Start of Information shown

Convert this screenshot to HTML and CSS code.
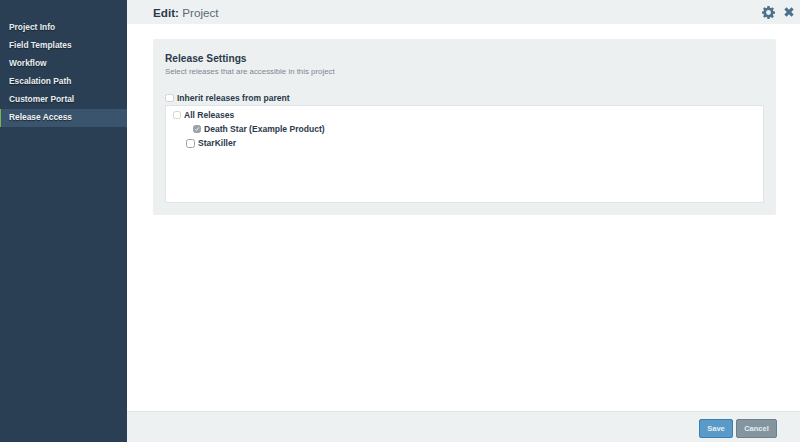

End of Information shown
Start of Information shown

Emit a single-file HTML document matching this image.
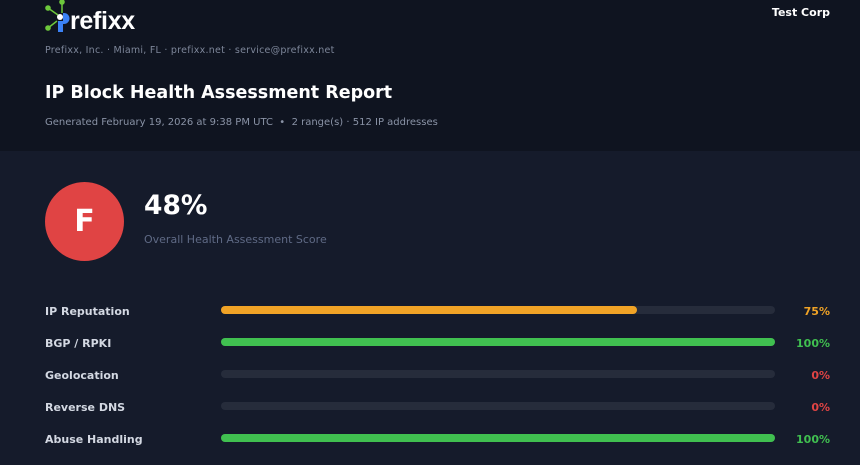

End of Information shown
Start of Information shown

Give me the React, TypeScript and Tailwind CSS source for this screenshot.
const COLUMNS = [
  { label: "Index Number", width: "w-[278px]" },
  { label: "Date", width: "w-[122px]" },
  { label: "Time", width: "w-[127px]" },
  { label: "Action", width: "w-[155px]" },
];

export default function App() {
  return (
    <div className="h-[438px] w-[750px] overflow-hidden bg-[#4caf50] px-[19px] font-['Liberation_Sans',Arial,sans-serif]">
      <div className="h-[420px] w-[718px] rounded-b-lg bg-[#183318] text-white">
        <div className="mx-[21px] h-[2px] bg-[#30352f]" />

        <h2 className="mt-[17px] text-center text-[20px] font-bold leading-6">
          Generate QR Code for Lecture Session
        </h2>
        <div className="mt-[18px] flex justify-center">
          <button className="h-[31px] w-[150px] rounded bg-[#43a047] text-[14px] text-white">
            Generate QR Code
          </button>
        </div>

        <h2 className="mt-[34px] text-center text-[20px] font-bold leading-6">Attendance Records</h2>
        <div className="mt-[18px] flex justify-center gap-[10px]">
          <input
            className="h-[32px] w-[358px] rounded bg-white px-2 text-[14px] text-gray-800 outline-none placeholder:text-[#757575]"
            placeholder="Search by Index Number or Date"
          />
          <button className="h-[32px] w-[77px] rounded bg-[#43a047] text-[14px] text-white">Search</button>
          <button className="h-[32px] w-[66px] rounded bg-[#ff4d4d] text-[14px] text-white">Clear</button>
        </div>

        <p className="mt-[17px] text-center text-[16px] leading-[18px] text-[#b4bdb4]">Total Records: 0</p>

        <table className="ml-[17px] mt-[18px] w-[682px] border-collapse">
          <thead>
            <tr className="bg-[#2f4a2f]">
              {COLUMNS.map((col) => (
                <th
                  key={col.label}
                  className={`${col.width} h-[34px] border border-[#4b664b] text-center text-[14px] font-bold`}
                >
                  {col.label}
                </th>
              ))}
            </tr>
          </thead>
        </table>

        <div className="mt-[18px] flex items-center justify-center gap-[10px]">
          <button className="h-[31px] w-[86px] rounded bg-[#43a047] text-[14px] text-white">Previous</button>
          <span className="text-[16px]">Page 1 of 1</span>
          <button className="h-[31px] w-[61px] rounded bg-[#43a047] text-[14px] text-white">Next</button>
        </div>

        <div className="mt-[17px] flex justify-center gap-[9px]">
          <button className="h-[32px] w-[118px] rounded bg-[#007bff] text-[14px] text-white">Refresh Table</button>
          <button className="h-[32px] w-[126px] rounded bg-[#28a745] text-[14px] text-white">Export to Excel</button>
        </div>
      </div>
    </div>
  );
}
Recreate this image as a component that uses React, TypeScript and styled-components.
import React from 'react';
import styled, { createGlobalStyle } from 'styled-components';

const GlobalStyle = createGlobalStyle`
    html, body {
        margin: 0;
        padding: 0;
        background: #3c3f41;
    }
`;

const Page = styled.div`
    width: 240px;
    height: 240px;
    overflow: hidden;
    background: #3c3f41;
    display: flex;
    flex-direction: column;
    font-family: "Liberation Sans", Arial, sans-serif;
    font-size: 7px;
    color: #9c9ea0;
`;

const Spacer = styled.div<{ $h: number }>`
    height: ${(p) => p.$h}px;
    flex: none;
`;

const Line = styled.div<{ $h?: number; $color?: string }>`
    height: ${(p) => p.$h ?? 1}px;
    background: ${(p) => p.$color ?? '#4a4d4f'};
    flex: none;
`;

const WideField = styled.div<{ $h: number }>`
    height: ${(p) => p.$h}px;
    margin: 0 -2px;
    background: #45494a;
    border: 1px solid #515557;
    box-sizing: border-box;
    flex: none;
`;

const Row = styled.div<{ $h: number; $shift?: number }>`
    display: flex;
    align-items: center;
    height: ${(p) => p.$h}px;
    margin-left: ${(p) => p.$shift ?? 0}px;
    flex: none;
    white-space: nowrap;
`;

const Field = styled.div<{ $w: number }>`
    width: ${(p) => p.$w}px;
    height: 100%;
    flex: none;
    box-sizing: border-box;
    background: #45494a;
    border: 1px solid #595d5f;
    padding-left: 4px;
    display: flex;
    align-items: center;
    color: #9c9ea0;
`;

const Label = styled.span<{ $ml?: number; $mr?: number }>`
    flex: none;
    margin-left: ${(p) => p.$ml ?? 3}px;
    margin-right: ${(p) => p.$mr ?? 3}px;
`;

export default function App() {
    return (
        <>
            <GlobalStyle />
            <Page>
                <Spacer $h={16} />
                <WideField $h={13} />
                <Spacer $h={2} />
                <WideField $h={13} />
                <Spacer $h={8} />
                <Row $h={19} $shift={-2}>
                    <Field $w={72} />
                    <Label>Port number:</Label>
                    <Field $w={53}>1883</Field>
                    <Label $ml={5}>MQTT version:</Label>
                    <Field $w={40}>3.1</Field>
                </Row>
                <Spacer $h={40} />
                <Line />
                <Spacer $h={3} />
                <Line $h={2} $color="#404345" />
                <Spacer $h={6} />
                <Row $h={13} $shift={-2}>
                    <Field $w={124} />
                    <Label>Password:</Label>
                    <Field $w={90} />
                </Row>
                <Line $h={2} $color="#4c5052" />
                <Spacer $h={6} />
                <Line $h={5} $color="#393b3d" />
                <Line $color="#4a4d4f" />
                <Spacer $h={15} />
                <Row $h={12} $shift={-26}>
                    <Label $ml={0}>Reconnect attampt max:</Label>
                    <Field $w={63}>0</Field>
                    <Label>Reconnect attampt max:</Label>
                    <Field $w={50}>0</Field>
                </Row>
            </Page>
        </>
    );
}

End of Information shown

Gather all lines from the listing above in which "components" occurs.

Recreate this image as a component that uses React, TypeScript and styled-components.
import styled, { createGlobalStyle } from 'styled-components';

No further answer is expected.